In what’s become something of a recurring theme in these late chapters of the GOP takeover in North Carolina, the US Supreme Court on Monday rejected another controversial proposal out of Raleigh.
As turns out, you can’t just draw a line around black people and call it a Congressional district.
The Supremes upheld a decision by the Fourth Circuit Court of Appeals, which has been whacking down our legislature’s illegal laws like they’re poorly hit ping-pong balls since 2010, the year the GOP gained majority for the first time in literally a hundred years.
We’ve seen so many laws overturned since then it’s become commonplace, but this one is interesting. For one, Justice Clarence Thomas sided with the liberal side of the court in the 5-3 decision. And the issue at hand is more nuanced than the illegal laws that came before.
At issue were the 12th and 1st districts, held by Rep. Alma Adams and Rep. GK Butterfield respectively. District 1 holds the eastern side of the Virginia border, a cluster of blue counties in the presidential election map.

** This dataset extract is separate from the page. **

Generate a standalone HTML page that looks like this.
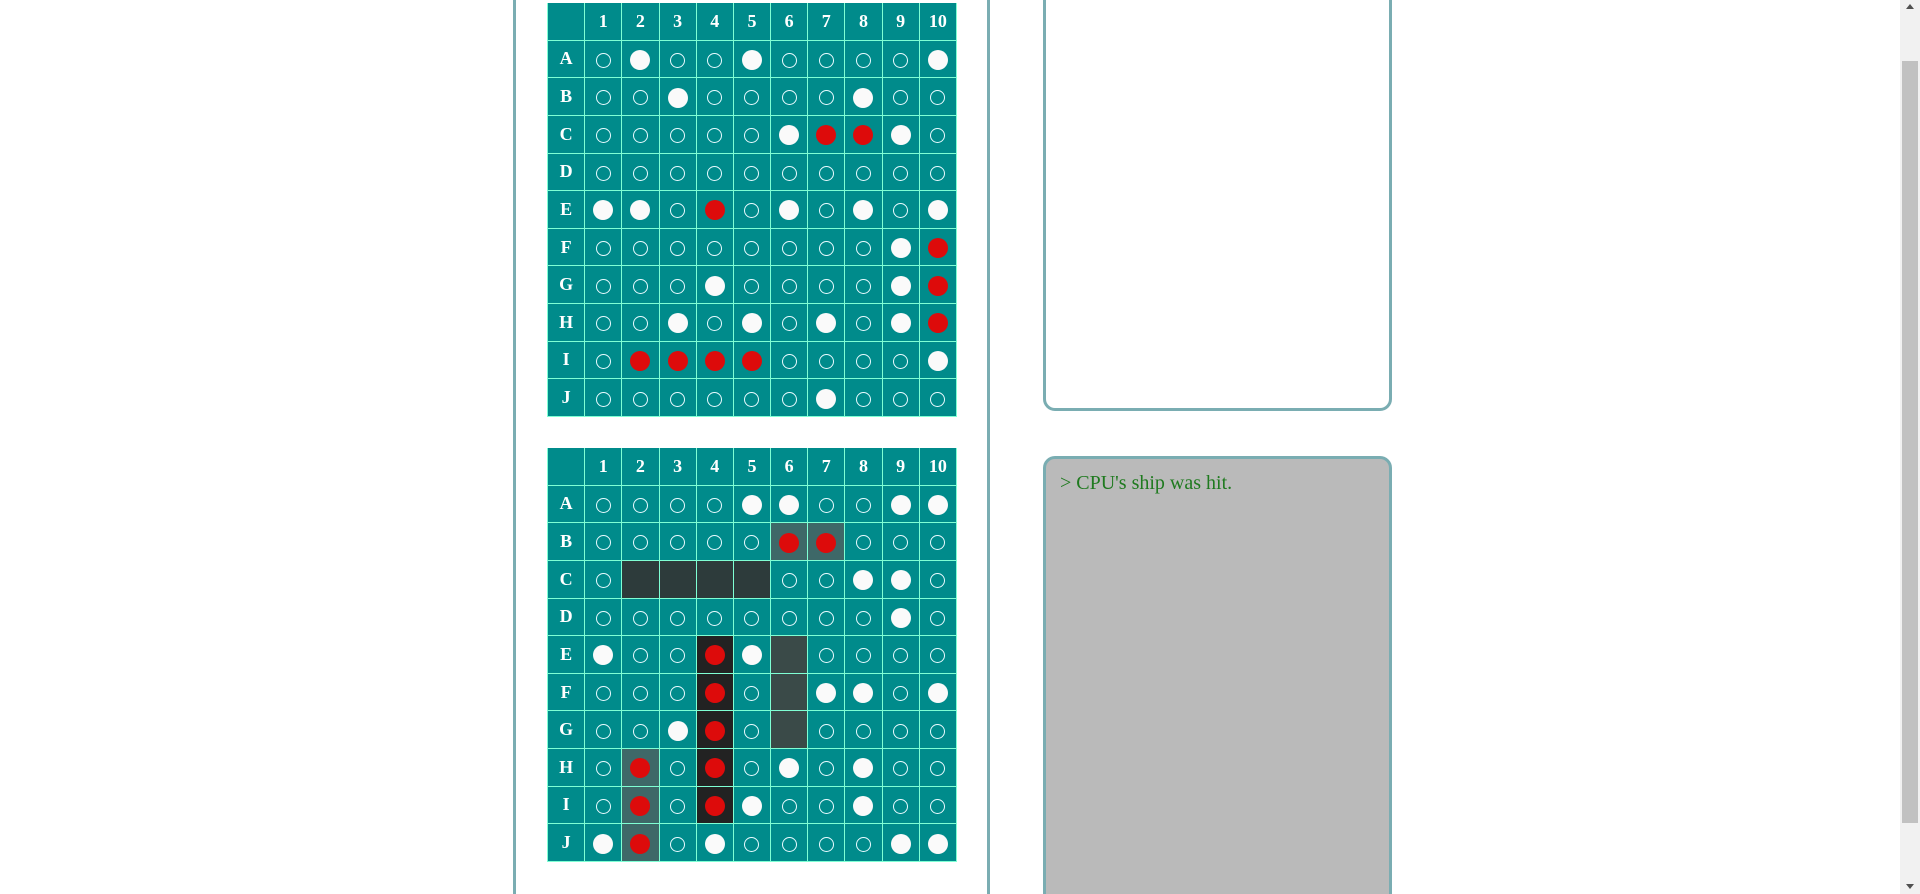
<!DOCTYPE html>
<html><head><style>
html,body{margin:0;padding:0;width:1920px;height:894px;overflow:hidden;background:#fff;font-family:"Liberation Serif",serif;}
#wrap{position:relative;width:1920px;height:894px;overflow:hidden;}
.box{position:absolute;border:3px solid #7aadb2;border-radius:12px;box-sizing:border-box;}
table{position:absolute;border-collapse:collapse;table-layout:fixed;width:410px;height:414px;background:#008b8b;}
td{border:1px solid #7fffd4;height:36px;padding:0;text-align:center;vertical-align:middle;color:#fff;font-weight:bold;font-size:18px;}
tr:first-child td{border-top:none}
td.e::after{content:"";display:inline-block;width:13px;height:13px;border:1px solid #e8fbff;border-radius:50%;vertical-align:middle;}
td.w::after,td.r::after{content:"";display:inline-block;width:20px;height:20px;border-radius:50%;background:#fafafa;vertical-align:middle;}
td.r::after{background:#dd0b0b;}
td.h{background:#3e6868}
td.k{background:#222}
td.d{background:#2d3b3b}
td.g{background:#3a4a48}
.sb{position:absolute;left:1900px;top:0;width:20px;height:894px;background:#f1f1f1}
.thumb{position:absolute;left:1902px;top:61px;width:16px;height:762px;background:#c1c1c1}
</style></head><body><div id="wrap">
<div class="box" style="left:513px;top:-30px;width:477px;height:960px"></div>
<div class="box" style="left:1043px;top:-30px;width:349px;height:441px"></div>
<div class="box" style="left:1043px;top:456px;width:349px;height:470px;background:#bababa"></div>
<div style="position:absolute;left:1060px;top:472px;font-size:20px;color:#1f7a1f">&gt; CPU's ship was hit.</div>

<table style="left:547px;top:3px">
<tr><td></td><td>1</td><td>2</td><td>3</td><td>4</td><td>5</td><td>6</td><td>7</td><td>8</td><td>9</td><td>10</td></tr>
<tr><td>A</td><td class="e"></td><td class="w"></td><td class="e"></td><td class="e"></td><td class="w"></td><td class="e"></td><td class="e"></td><td class="e"></td><td class="e"></td><td class="w"></td></tr>
<tr><td>B</td><td class="e"></td><td class="e"></td><td class="w"></td><td class="e"></td><td class="e"></td><td class="e"></td><td class="e"></td><td class="w"></td><td class="e"></td><td class="e"></td></tr>
<tr><td>C</td><td class="e"></td><td class="e"></td><td class="e"></td><td class="e"></td><td class="e"></td><td class="w"></td><td class="r"></td><td class="r"></td><td class="w"></td><td class="e"></td></tr>
<tr><td>D</td><td class="e"></td><td class="e"></td><td class="e"></td><td class="e"></td><td class="e"></td><td class="e"></td><td class="e"></td><td class="e"></td><td class="e"></td><td class="e"></td></tr>
<tr><td>E</td><td class="w"></td><td class="w"></td><td class="e"></td><td class="r"></td><td class="e"></td><td class="w"></td><td class="e"></td><td class="w"></td><td class="e"></td><td class="w"></td></tr>
<tr><td>F</td><td class="e"></td><td class="e"></td><td class="e"></td><td class="e"></td><td class="e"></td><td class="e"></td><td class="e"></td><td class="e"></td><td class="w"></td><td class="r"></td></tr>
<tr><td>G</td><td class="e"></td><td class="e"></td><td class="e"></td><td class="w"></td><td class="e"></td><td class="e"></td><td class="e"></td><td class="e"></td><td class="w"></td><td class="r"></td></tr>
<tr><td>H</td><td class="e"></td><td class="e"></td><td class="w"></td><td class="e"></td><td class="w"></td><td class="e"></td><td class="w"></td><td class="e"></td><td class="w"></td><td class="r"></td></tr>
<tr><td>I</td><td class="e"></td><td class="r"></td><td class="r"></td><td class="r"></td><td class="r"></td><td class="e"></td><td class="e"></td><td class="e"></td><td class="e"></td><td class="w"></td></tr>
<tr><td>J</td><td class="e"></td><td class="e"></td><td class="e"></td><td class="e"></td><td class="e"></td><td class="e"></td><td class="w"></td><td class="e"></td><td class="e"></td><td class="e"></td></tr>
</table>

<table style="left:547px;top:448px">
<tr><td></td><td>1</td><td>2</td><td>3</td><td>4</td><td>5</td><td>6</td><td>7</td><td>8</td><td>9</td><td>10</td></tr>
<tr><td>A</td><td class="e"></td><td class="e"></td><td class="e"></td><td class="e"></td><td class="w"></td><td class="w"></td><td class="e"></td><td class="e"></td><td class="w"></td><td class="w"></td></tr>
<tr><td>B</td><td class="e"></td><td class="e"></td><td class="e"></td><td class="e"></td><td class="e"></td><td class="r h"></td><td class="r h"></td><td class="e"></td><td class="e"></td><td class="e"></td></tr>
<tr><td>C</td><td class="e"></td><td class="d"></td><td class="d"></td><td class="d"></td><td class="d"></td><td class="e"></td><td class="e"></td><td class="w"></td><td class="w"></td><td class="e"></td></tr>
<tr><td>D</td><td class="e"></td><td class="e"></td><td class="e"></td><td class="e"></td><td class="e"></td><td class="e"></td><td class="e"></td><td class="e"></td><td class="w"></td><td class="e"></td></tr>
<tr><td>E</td><td class="w"></td><td class="e"></td><td class="e"></td><td class="r k"></td><td class="w"></td><td class="g"></td><td class="e"></td><td class="e"></td><td class="e"></td><td class="e"></td></tr>
<tr><td>F</td><td class="e"></td><td class="e"></td><td class="e"></td><td class="r k"></td><td class="e"></td><td class="g"></td><td class="w"></td><td class="w"></td><td class="e"></td><td class="w"></td></tr>
<tr><td>G</td><td class="e"></td><td class="e"></td><td class="w"></td><td class="r k"></td><td class="e"></td><td class="g"></td><td class="e"></td><td class="e"></td><td class="e"></td><td class="e"></td></tr>
<tr><td>H</td><td class="e"></td><td class="r h"></td><td class="e"></td><td class="r k"></td><td class="e"></td><td class="w"></td><td class="e"></td><td class="w"></td><td class="e"></td><td class="e"></td></tr>
<tr><td>I</td><td class="e"></td><td class="r h"></td><td class="e"></td><td class="r k"></td><td class="w"></td><td class="e"></td><td class="e"></td><td class="w"></td><td class="e"></td><td class="e"></td></tr>
<tr><td>J</td><td class="w"></td><td class="r h"></td><td class="e"></td><td class="w"></td><td class="e"></td><td class="e"></td><td class="e"></td><td class="e"></td><td class="w"></td><td class="w"></td></tr>
</table>

<div class="sb"></div><div class="thumb"></div>
<div style="position:absolute;left:1906px;top:4px;width:0;height:0;border-left:4px solid transparent;border-right:4px solid transparent;border-bottom:5px solid #505050"></div>
<div style="position:absolute;left:1906px;top:884px;width:0;height:0;border-left:4px solid transparent;border-right:4px solid transparent;border-top:5px solid #505050"></div>
</div></body></html>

Like District 12, which once ran from Charlotte all the way up to Winston-Salem along Interstate 85, scooping up every African-American neighborhood along the way, it’s a majority-minority district.
This distinction is at the heart of the Republican argument: These districts were originally created along racial lines, so what’s the problem with packing even more black people into them?
It’s enough to satisfy the true believers who make up the party’s base, but really it’s the most sinister sort of jiu jitsu, a cynical move that violates the letter of the law by hairs while completely obliterating the spirit of it.
Majority-minority districts were created in North Carolina when our state, due to decades of well documented and egregious voting-rights violations perpetrated against African-Americans by the General Assembly, was forced to create a pathway for black people to get elected.
The difference between the provisions of the Voting Rights Act and the Republican gerrymander is the difference between opening a door and building a wall.